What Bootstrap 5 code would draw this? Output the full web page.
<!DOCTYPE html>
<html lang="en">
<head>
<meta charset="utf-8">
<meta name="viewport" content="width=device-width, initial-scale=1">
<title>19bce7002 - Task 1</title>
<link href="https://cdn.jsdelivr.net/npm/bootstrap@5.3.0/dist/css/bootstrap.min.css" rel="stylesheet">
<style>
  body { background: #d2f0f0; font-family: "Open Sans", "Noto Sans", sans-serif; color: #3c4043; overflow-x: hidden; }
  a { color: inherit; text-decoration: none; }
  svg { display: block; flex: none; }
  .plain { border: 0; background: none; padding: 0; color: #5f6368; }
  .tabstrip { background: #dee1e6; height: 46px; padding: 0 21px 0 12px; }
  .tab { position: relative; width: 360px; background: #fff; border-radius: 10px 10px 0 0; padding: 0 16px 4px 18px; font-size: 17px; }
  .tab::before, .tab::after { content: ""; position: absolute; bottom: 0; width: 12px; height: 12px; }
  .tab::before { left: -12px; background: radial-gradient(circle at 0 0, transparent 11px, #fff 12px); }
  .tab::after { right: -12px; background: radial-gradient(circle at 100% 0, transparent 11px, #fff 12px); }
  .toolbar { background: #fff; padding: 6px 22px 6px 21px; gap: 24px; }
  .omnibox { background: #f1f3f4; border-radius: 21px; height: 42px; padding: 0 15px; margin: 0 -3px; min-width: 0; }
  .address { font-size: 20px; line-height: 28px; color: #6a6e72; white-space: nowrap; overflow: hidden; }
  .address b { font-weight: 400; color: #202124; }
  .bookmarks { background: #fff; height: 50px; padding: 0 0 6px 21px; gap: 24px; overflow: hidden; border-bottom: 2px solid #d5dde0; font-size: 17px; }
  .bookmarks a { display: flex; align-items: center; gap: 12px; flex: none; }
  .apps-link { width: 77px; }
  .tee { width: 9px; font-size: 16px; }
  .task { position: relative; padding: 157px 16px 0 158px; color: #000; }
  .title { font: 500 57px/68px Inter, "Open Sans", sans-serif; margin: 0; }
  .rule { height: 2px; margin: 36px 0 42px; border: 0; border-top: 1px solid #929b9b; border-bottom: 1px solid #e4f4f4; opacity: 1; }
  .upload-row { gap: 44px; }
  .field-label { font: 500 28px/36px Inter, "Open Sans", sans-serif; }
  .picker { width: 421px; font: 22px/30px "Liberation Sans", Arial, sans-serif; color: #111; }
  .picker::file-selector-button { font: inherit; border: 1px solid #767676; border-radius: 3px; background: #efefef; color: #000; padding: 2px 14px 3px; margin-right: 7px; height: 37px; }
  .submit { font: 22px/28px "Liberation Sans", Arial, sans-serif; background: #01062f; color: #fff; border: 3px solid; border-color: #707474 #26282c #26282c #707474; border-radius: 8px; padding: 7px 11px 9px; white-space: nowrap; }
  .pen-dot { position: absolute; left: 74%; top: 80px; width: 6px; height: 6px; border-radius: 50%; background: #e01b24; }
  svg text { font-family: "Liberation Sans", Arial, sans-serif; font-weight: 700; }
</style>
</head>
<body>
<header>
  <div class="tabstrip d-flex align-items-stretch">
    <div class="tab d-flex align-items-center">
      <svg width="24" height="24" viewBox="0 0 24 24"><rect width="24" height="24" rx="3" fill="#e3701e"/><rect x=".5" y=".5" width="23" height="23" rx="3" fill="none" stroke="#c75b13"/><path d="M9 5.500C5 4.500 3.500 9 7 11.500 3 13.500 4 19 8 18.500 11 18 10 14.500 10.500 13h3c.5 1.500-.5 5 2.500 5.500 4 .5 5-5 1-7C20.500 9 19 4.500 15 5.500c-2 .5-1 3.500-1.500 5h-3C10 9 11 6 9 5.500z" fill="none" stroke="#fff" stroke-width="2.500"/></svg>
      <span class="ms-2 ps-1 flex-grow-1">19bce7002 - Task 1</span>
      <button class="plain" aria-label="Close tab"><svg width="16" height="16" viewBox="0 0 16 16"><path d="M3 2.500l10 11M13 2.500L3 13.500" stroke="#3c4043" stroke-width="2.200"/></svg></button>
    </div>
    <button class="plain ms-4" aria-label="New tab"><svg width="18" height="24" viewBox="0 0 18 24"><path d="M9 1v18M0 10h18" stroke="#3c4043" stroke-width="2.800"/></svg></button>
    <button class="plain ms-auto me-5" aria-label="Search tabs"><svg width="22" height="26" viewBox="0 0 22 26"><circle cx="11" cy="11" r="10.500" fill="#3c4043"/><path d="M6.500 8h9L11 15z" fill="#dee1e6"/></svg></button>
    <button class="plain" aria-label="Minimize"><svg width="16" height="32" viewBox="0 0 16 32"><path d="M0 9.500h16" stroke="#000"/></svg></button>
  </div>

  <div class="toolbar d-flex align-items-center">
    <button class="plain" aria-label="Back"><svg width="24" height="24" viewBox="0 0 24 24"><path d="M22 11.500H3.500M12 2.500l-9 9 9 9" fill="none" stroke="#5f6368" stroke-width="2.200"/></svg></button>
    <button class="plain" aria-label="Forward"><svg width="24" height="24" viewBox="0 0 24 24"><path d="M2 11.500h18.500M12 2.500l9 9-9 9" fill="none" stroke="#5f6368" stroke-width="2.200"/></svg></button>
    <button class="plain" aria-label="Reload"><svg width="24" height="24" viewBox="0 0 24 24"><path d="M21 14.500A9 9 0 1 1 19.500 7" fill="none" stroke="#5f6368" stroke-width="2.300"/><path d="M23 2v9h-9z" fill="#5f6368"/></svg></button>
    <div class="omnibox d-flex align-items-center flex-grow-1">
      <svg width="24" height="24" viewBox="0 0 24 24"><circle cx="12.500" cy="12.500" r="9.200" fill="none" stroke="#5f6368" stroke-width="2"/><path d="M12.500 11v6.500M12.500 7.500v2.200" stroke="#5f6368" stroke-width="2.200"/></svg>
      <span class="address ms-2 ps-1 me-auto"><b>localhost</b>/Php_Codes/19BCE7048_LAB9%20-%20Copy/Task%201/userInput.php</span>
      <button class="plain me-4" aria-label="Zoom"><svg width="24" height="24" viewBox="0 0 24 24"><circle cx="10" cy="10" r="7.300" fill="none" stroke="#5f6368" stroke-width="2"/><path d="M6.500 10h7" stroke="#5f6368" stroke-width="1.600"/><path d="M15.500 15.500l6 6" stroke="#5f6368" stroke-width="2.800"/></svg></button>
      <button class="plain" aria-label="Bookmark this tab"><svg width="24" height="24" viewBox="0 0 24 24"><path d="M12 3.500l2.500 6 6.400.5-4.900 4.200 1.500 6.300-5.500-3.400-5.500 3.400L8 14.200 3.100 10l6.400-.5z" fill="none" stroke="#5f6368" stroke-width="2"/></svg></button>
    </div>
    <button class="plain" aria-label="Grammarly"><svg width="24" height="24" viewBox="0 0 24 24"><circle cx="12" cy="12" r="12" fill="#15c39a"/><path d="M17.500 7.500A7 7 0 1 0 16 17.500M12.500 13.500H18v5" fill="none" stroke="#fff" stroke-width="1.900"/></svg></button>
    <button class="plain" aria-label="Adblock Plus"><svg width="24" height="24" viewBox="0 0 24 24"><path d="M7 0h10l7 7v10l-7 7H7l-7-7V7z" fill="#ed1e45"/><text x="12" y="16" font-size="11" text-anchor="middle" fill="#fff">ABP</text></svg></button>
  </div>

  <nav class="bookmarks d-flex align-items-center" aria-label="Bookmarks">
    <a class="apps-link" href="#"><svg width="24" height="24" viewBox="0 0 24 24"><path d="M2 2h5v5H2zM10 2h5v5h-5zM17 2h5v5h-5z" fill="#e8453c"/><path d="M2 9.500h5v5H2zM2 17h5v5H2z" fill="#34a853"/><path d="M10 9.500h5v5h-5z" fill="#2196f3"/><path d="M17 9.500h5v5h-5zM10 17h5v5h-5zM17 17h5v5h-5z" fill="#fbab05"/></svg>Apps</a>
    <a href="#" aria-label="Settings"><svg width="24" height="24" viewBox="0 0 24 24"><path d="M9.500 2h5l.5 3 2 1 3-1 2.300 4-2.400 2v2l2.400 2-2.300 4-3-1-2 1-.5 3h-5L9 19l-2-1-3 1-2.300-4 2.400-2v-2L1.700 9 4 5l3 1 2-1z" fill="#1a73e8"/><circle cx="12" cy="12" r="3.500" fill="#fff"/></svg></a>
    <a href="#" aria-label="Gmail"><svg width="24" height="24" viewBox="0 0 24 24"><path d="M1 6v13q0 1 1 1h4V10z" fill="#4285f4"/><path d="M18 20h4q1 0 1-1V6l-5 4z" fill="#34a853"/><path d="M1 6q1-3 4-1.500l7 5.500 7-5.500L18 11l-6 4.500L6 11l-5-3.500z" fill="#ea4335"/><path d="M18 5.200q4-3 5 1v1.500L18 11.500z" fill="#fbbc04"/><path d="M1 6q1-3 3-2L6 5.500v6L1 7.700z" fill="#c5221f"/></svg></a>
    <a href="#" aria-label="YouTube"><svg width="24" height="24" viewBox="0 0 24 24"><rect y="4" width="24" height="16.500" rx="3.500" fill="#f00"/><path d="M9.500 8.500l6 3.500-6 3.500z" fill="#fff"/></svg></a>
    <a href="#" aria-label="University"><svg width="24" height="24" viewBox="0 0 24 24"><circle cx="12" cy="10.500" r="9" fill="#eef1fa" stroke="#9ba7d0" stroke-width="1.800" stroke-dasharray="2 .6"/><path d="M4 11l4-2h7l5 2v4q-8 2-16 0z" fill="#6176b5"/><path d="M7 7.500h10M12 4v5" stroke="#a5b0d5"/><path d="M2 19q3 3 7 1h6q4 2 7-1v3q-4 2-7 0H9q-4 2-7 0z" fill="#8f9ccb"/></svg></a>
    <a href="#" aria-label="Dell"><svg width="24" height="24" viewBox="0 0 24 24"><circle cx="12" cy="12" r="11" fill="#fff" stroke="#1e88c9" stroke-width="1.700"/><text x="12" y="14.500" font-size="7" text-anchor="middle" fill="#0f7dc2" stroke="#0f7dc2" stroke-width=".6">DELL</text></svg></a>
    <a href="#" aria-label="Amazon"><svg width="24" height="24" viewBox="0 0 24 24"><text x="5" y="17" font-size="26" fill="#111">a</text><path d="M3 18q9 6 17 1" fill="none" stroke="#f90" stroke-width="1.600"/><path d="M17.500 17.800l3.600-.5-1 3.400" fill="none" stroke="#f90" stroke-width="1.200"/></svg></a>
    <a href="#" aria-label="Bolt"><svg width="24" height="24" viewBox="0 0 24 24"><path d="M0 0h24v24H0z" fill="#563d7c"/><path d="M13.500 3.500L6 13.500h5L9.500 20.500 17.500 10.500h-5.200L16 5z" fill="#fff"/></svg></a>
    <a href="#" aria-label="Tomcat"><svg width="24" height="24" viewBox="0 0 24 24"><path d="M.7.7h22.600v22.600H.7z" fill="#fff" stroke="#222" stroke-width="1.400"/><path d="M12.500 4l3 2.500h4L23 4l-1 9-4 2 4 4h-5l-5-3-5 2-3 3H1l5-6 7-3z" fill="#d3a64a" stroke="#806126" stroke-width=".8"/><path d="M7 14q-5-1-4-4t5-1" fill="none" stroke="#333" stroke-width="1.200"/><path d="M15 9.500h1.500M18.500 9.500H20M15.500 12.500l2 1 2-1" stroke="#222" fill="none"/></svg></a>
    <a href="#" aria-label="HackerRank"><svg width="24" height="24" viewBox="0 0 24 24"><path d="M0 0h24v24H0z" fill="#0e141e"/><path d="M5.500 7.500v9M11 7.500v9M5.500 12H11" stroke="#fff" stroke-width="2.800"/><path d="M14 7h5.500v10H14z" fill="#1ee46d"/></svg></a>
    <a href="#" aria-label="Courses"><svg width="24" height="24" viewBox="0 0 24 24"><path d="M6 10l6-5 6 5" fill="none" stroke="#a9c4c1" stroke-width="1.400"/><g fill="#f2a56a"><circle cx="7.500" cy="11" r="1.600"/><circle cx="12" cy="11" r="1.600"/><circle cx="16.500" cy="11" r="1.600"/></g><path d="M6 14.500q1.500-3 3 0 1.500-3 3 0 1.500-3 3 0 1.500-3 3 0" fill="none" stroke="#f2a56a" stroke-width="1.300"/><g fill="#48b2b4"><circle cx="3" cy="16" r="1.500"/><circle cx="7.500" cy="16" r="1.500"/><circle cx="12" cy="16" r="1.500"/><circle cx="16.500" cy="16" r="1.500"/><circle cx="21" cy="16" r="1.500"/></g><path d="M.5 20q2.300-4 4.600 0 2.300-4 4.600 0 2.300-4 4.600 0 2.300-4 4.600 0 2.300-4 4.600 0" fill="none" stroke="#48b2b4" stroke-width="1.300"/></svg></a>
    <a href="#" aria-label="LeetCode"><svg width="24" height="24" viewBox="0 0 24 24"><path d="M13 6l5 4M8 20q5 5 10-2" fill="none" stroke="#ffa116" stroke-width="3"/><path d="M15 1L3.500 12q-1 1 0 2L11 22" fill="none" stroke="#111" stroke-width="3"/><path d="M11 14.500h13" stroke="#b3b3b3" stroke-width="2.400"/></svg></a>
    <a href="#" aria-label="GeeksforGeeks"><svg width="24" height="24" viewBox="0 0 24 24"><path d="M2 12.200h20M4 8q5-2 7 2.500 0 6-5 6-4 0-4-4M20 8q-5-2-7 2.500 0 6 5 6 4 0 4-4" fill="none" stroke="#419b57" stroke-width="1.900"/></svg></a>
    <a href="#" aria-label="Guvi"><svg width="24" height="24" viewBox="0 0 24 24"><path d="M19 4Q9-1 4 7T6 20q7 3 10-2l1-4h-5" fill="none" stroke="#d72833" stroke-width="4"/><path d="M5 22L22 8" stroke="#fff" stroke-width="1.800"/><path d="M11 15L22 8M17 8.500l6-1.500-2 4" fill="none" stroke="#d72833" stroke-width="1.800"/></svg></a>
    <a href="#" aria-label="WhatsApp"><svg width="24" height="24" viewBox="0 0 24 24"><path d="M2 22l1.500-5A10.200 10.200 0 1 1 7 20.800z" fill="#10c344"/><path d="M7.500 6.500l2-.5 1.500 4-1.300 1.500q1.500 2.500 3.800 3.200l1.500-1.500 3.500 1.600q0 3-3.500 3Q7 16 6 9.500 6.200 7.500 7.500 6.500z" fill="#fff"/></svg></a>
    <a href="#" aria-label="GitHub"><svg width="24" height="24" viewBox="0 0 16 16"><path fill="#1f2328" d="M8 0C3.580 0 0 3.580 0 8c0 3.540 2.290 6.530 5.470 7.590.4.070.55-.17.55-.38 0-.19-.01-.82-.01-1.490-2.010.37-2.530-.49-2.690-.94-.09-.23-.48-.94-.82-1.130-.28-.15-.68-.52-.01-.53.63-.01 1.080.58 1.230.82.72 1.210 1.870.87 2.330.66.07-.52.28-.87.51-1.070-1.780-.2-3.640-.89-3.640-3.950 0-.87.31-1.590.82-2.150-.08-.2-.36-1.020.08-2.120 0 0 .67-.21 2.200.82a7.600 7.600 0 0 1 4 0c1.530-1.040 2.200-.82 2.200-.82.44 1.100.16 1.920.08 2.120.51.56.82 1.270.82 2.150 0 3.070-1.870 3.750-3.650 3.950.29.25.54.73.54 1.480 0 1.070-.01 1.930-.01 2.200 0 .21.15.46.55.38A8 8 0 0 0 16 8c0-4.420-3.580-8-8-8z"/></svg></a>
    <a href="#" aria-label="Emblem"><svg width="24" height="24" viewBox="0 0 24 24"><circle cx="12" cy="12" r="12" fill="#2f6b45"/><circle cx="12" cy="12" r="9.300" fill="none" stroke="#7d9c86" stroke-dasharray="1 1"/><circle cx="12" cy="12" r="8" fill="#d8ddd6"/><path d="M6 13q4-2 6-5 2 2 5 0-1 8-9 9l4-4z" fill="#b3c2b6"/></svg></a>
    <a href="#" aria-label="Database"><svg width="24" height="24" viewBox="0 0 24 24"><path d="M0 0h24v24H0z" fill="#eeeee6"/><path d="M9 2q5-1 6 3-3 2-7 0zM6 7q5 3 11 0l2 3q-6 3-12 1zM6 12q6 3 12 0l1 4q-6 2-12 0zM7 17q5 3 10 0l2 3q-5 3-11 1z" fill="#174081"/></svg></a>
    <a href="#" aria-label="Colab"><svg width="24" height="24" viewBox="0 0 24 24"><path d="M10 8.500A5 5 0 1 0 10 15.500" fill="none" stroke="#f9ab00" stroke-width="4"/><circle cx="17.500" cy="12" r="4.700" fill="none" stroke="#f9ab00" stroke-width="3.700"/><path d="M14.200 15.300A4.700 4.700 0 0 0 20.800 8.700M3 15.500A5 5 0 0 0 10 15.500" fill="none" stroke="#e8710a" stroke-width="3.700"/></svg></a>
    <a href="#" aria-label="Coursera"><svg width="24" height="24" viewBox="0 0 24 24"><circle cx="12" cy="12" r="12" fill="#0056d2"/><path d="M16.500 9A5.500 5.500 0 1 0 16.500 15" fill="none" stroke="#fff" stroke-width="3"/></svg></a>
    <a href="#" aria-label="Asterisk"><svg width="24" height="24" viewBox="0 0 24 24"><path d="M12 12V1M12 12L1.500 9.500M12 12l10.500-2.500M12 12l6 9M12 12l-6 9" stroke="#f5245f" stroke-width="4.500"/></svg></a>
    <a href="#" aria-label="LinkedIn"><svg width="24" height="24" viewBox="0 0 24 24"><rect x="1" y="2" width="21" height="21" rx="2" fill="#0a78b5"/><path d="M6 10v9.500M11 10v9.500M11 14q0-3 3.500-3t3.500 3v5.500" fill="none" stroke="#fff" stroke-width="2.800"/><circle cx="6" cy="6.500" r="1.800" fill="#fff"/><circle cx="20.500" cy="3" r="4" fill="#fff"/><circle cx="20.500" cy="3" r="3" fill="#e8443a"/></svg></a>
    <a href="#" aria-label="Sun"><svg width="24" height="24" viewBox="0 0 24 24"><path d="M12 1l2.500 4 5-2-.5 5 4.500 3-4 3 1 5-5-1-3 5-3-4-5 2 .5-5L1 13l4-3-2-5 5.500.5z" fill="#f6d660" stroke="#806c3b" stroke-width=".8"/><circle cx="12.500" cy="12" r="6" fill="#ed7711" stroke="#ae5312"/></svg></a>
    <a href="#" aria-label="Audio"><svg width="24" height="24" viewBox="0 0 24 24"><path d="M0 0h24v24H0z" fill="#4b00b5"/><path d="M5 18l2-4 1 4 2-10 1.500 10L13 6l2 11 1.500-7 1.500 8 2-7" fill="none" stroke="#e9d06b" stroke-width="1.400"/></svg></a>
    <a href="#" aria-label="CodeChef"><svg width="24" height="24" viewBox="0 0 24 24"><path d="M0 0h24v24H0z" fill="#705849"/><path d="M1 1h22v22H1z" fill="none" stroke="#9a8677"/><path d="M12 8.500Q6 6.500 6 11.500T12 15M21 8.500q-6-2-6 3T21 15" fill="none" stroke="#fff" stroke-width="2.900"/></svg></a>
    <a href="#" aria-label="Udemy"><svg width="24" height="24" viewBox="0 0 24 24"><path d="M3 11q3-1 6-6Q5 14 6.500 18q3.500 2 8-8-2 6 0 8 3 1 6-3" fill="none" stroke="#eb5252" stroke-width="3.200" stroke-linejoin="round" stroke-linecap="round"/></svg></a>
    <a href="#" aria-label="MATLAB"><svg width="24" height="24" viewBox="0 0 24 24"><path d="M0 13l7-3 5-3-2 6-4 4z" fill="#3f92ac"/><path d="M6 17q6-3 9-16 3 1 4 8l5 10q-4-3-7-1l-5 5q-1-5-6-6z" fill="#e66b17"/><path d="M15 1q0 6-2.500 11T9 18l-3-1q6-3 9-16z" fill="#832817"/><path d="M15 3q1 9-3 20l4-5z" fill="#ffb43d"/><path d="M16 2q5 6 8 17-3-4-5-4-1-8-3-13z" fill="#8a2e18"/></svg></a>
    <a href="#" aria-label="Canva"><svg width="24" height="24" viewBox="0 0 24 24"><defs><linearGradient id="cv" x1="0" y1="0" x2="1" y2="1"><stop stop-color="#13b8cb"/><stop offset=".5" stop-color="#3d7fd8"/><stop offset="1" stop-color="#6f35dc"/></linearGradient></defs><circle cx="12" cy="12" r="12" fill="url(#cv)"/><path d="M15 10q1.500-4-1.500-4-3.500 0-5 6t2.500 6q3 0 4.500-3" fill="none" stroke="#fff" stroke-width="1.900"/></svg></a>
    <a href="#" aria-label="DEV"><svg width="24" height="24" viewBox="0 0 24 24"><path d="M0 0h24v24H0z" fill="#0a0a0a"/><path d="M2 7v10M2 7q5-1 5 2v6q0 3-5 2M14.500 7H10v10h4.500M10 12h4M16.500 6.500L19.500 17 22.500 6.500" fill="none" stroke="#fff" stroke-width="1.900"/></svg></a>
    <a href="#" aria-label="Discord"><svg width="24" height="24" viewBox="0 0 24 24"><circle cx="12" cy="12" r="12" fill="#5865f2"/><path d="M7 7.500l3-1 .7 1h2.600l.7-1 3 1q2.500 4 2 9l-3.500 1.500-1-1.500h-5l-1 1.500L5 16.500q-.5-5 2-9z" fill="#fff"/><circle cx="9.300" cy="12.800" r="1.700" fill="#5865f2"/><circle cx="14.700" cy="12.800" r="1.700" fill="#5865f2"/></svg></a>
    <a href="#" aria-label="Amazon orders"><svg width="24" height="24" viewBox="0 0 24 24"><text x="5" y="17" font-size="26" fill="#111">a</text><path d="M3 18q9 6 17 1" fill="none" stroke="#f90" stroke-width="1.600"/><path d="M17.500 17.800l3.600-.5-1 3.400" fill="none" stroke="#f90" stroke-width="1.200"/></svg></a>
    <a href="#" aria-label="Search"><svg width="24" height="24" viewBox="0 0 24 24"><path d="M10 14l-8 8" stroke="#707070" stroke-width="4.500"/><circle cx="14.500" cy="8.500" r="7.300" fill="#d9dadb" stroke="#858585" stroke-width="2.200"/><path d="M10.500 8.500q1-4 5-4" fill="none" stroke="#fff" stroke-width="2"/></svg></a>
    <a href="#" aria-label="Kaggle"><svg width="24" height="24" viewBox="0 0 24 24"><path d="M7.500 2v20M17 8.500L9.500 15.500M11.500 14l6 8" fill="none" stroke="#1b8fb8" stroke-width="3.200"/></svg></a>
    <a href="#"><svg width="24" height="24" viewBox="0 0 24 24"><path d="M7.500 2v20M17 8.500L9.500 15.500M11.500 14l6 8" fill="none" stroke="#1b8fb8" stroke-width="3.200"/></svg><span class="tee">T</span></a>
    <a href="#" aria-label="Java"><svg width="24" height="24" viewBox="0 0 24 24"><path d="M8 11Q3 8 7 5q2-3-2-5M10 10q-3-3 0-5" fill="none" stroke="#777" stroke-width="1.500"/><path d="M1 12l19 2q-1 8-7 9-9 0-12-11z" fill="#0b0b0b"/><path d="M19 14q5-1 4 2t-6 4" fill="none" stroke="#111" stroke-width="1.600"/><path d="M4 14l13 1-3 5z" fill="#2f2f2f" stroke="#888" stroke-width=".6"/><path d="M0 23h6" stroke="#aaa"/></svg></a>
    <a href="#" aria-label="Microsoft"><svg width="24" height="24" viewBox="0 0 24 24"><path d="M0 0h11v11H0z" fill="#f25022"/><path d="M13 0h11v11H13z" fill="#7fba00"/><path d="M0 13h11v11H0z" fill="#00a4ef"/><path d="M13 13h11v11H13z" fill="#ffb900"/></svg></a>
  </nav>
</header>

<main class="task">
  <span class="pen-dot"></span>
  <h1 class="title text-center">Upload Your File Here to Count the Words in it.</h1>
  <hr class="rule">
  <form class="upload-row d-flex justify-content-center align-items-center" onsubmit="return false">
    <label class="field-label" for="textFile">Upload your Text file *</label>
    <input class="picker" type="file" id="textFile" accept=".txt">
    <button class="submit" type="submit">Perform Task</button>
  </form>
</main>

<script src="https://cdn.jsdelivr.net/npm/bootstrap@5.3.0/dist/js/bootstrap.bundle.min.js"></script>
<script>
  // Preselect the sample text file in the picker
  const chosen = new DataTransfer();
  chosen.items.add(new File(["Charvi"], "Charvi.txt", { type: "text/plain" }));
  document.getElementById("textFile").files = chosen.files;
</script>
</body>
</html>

_DIRECTIONS_. Find every line above that contains the word "this", and return each one.

_PROBLEM SOLUTION_.
What Bootstrap 5 code would draw this? Output the full web page.
      <button class="plain" aria-label="Bookmark this tab"><svg width="24" height="24" viewBox="0 0 24 24"><path d="M12 3.500l2.500 6 6.400.5-4.900 4.200 1.500 6.300-5.500-3.400-5.500 3.400L8 14.200 3.100 10l6.400-.5z" fill="none" stroke="#5f6368" stroke-width="2"/></svg></button>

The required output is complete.